Long forms in Chinese Martial Arts is an interesting topic. In my own (maybe not so) humble opinion, forms are overrated. But also very underrated. Like everything else in this world, they are usually taught and practiced for wrong reasons. In Taijiquan, most of a practitioners time goes to practice a form. Why has it become so?

Chinese forms are called Daolu (套路), a “road set” or “walking a road”, sometimes just called Dao (套), a “set”. They consists of movements strung together in sequences. Some schools have many different forms, other arts have only one.

Some Chinese styles have developed what could be seen as an extreme amount of forms, both barehanded and weapons, as Choy Li Fut and Hung Gar. In Choy Li Fut, I  have absolutely no clue how they can have other time for practice than remembering all forms. Hung Gar is a bit better. Originally, this art was jus one form, the Iron Thread (or Iron Wire form), and later more and more forms was added to shape a ladder of progress, starting from purely external training, to put more and more emphasis on internal aspects.

In earlier times, there were probably no set form in Tai Ci Chuan, but only stances, single movements and short drills that the practitioner would put together himself, string together, to a personal form. This is probably the reason for the old name of Tai Chi, “Mianquan”. It’s often translated to “cotton fist/boxing”, but actually, another meaning of mian is “continuous”, like if you try to pull cotton apart, it will stick together. So this means movements put together without visible seams. You can read more about this way of practice here in Chen Weiming’s book “TAIJI BOXING ACCORDING TO SHI DIAOMEI”.
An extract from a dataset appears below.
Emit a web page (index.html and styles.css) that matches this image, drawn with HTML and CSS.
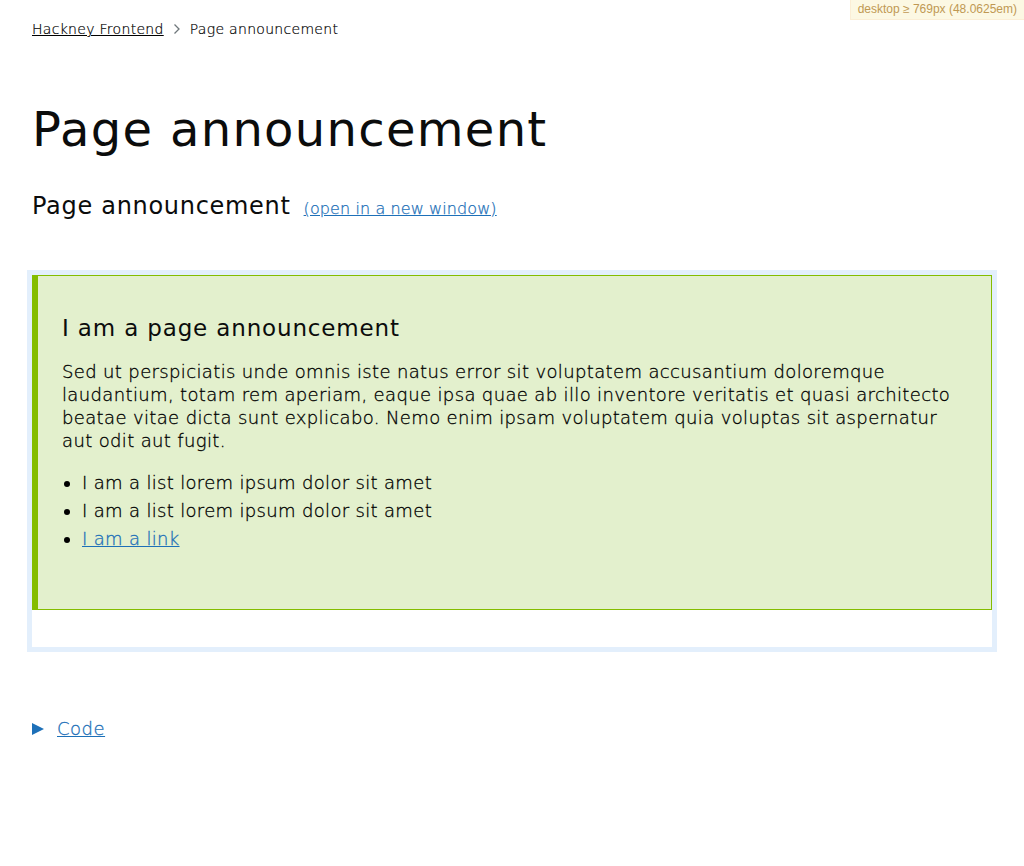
FILE: index.html
```html
<!DOCTYPE html>
<html lang="en">
<head>
<meta charset="utf-8">
<title>Page announcement</title>
<link rel="stylesheet" href="styles.css">
</head>
<body>
<div class="mq">desktop ≥ 769px (48.0625em)</div>
<div class="page">
  <nav class="crumbs">
    <a href="#" class="crumb-link">Hackney Frontend</a>
    <span class="chev">
      <svg width="8" height="12" viewBox="0 0 8 12"><path d="M1.5 1.5 L6 6 L1.5 10.5" fill="none" stroke="#6f777b" stroke-width="1.3"/></svg>
    </span>
    <span class="crumb-current">Page announcement</span>
  </nav>
  <h1 class="title">Page announcement</h1>
  <div class="example-head">
    <h2 class="example-title">Page announcement</h2>
    <a href="#" class="example-link">(open in a new window)</a>
  </div>
  <div class="frame">
    <section class="announcement">
      <h3 class="ann-title">I am a page announcement</h3>
      <p class="ann-text">Sed ut perspiciatis unde omnis iste natus error sit voluptatem accusantium doloremque laudantium, totam rem aperiam, eaque ipsa quae ab illo inventore veritatis et quasi architecto beatae vitae dicta sunt explicabo. Nemo enim ipsam voluptatem quia voluptas sit aspernatur aut odit aut fugit.</p>
      <ul class="ann-list">
        <li>I am a list lorem ipsum dolor sit amet</li>
        <li>I am a list lorem ipsum dolor sit amet</li>
        <li><a href="#" class="ann-link">I am a link</a></li>
      </ul>
    </section>
  </div>
  <div class="code">
    <span class="tri"></span>
    <a href="#" class="code-link">Code</a>
  </div>
</div>
</body>
</html>
```
FILE: styles.css
```css
html, body { margin: 0; padding: 0; background: #fff; }
body {
  font-family: "DejaVu Sans", sans-serif;
  color: #0b0c0c;
}
.mq {
  position: absolute;
  top: 0;
  right: 0;
  background: #fcf8e3;
  border-left: 1px solid #fbeed5;
  border-bottom: 1px solid #fbeed5;
  color: #c09853;
  font-family: "Liberation Sans", sans-serif;
  font-size: 12px;
  line-height: 19px;
  padding: 0 7px;
}
.page { padding: 0 32px; }
.crumbs {
  display: flex;
  align-items: center;
  padding-top: 20px;
  font-size: 14px;
  line-height: 18px;
  font-weight: 300;
  letter-spacing: 0.3px;
  color: #000;
  -webkit-text-stroke: 0.2px currentColor;
}
.crumb-link { color: #000; text-decoration: underline; }
.chev { display: inline-flex; margin: 0 9px 0 9px; }
.crumb-current { color: #000; }
.title {
  margin: 61px 0 0 0;
  font-size: 48px;
  line-height: 60px;
  font-weight: 400;
  letter-spacing: 1.3px;
}
.example-head {
  display: flex;
  align-items: baseline;
  margin-top: 32px;
}
.example-title {
  margin: 0;
  font-size: 24px;
  line-height: 30px;
  font-weight: 400;
  letter-spacing: 0.7px;
}
.example-link {
  margin-left: 13px;
  font-size: 16px;
  color: #1d70b8;
  font-weight: 300;
  letter-spacing: 0.1px;
  -webkit-text-stroke: 0.25px currentColor;
}
.frame {
  margin: 49px -5px 0 -5px;
  border: 5px solid #e3effc;
  padding-bottom: 37px;
}
.announcement {
  background: #e3f0cd;
  border: 1px solid #84bd00;
  border-left: 6px solid #84bd00;
  padding: 38px 24px 56px 24px;
}
.ann-title {
  margin: 0 0 18px 0;
  font-size: 23px;
  line-height: 28px;
  font-weight: 400;
  letter-spacing: 0.85px;
}
.ann-text {
  margin: 0 0 17px 0;
  font-size: 18px;
  line-height: 23px;
  font-weight: 300;
  letter-spacing: 0.36px;
  color: #000;
  -webkit-text-stroke: 0.3px currentColor;
}
.ann-list {
  margin: 0;
  padding-left: 20px;
  font-size: 18px;
  line-height: 28px;
  font-weight: 300;
  letter-spacing: 0.33px;
  color: #000;
  -webkit-text-stroke: 0.3px currentColor;
}
.ann-link { color: #1d70b8; }
.code {
  display: flex;
  align-items: center;
  margin-top: 65px;
  font-size: 18px;
  line-height: 24px;
  font-weight: 300;
  letter-spacing: 0.5px;
  -webkit-text-stroke: 0.3px currentColor;
}
.tri {
  width: 0;
  height: 0;
  border-top: 6px solid transparent;
  border-bottom: 6px solid transparent;
  border-left: 12px solid #1d70b8;
  margin-right: 13px;
}
.code-link { color: #1d70b8; }
```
The main reason, and the most important aspect is to have a long form as a pedagogical tool, is like having a coat hanger, a rack or a locker to keep your clothes in. It’s a way to organise knowledge in a way so you will remember all sorts of techniques and different methods. You’ll keep everything you know there, organised and easy to look through. In your form, or forms, you should be able to find everything you learn in your art. It’s like a dense catalogue, or a list, of all your punches, kicks, throws, take-downs, qinna, etc.

A Tai Chi form is usually put together so you can learn step by step one category of methods after another. If you look at all traditional Taiji forms, they start of rather stationary. In the beginning of the form, you don’t walk very much, it’s quite stationary.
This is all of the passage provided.